Perkembangan selanjutnya pada tahun 1978 Rosenfield dan Coworker pertama kali
berhasil mengaplikasikan prinsip solid-phase
immunoassay untuk pemeriksaan golongan darah dan antibodi skirining.
Selanjutnya solid-phase immunoassay
mengalami perkembangan sehingga dikenal adanya solid-phase red cell adherence (SPRCA), solid-phase protein A dan solid-phase
enzyme-linked immunosorbent assay (ELISA). Tahun 1988, Dr. Lapierre dan DiaMed A.G mengembangkan produksi gel
di Eropa dan September 1994 Food and Drug
Administration (FDA) memberikan ijin produksi dan distribusi antiglobulin anti-IgG gel card. Penemuan terus berlanjut sehingga
saat ini pemeriksaan laboratorium immunohematology
sudah berjalan dengan sistem automation
technology.
Dalam buku ini akan dibahas secara
rinci mengenai berbagai pemeriksaan laboratorium sebelum produk darah
ditransfusikan kepada pasien. Buku ini diharapkan dapat meningkatkan pemahaman
serta ketrampilan para petugas yang terlibat dalam pelayanan transfusi darah.

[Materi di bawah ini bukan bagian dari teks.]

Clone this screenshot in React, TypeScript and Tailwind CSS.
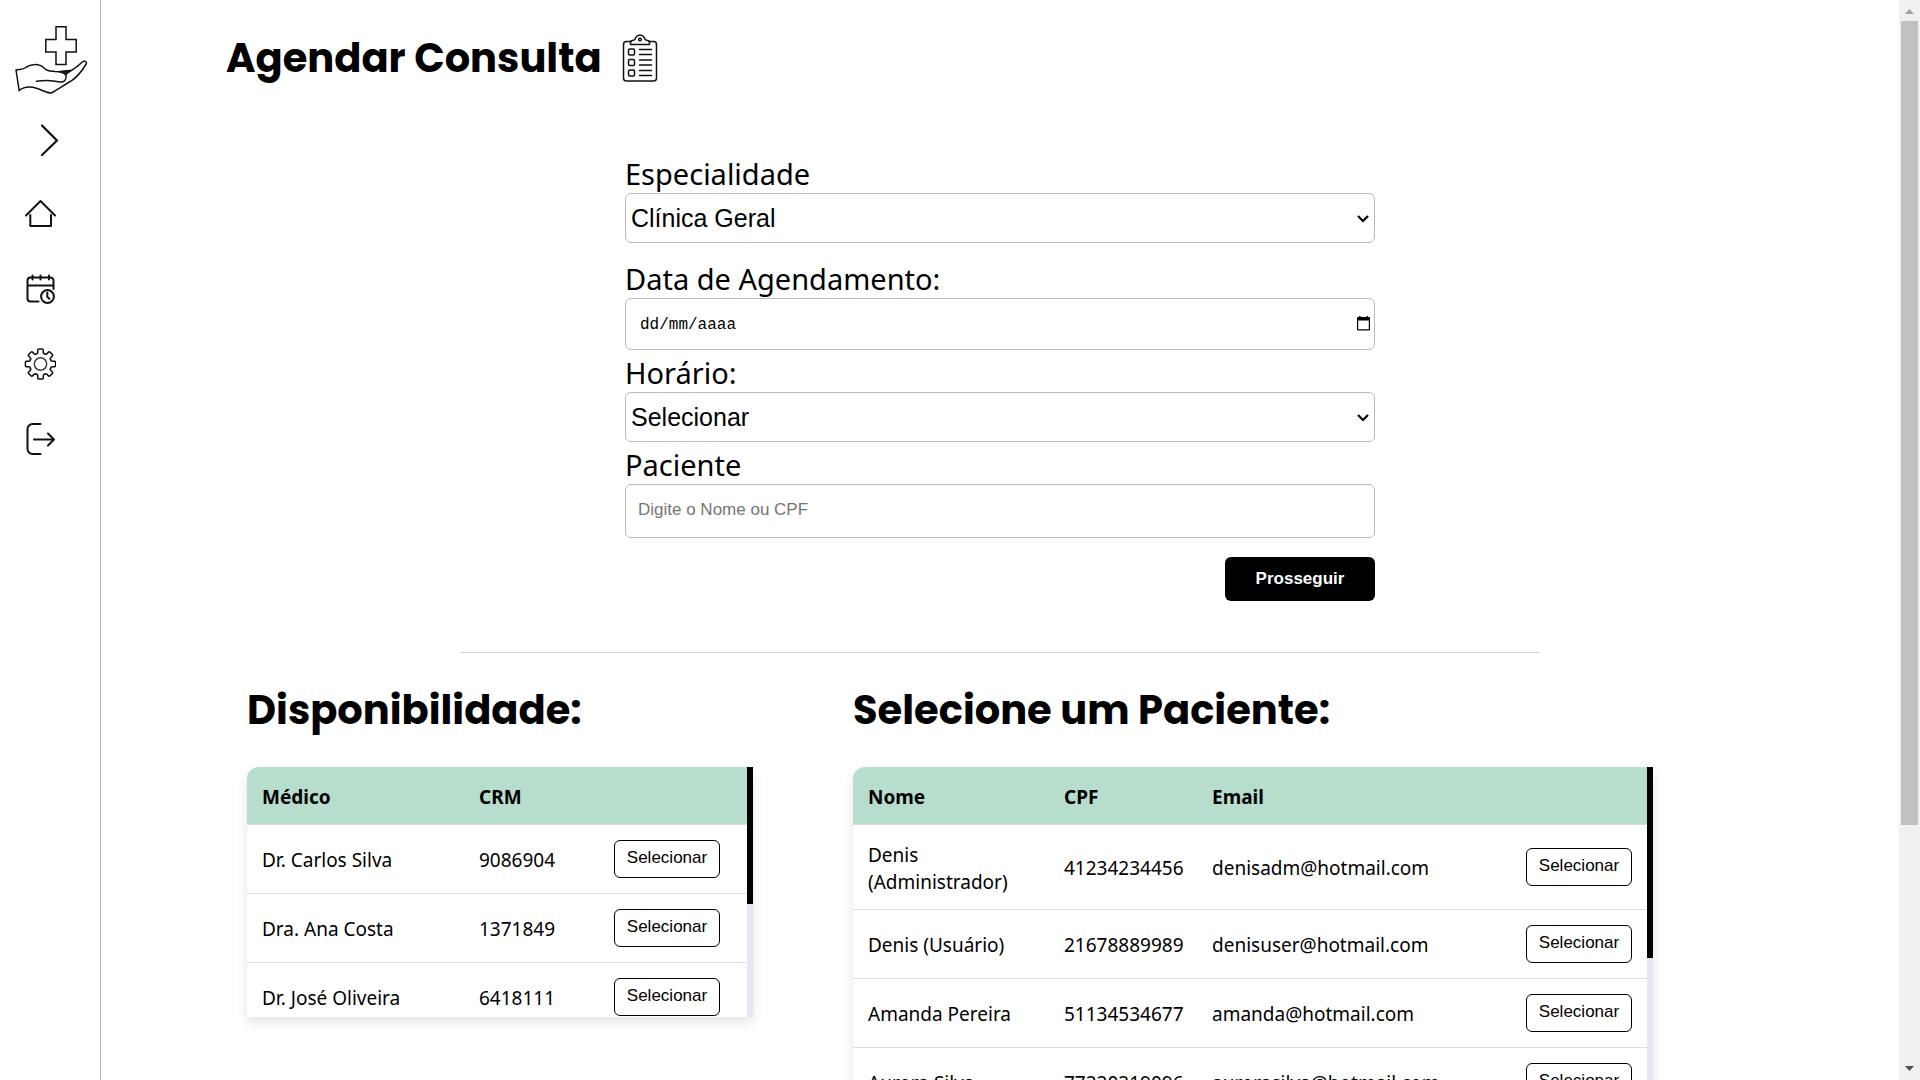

Selain itu, buku ini diharapkan dapat menciptakan persepsi yang sama baik antar
petugas teknis, dokter laboratorium, para klinisi maupun pihak manajemen yang
terlibat dalam pelayanan transfusi darah sehingga pada akhirnya pasien akan
mendapatkan manfaat transfusi secara maksimal dan risiko seminimal mungkin.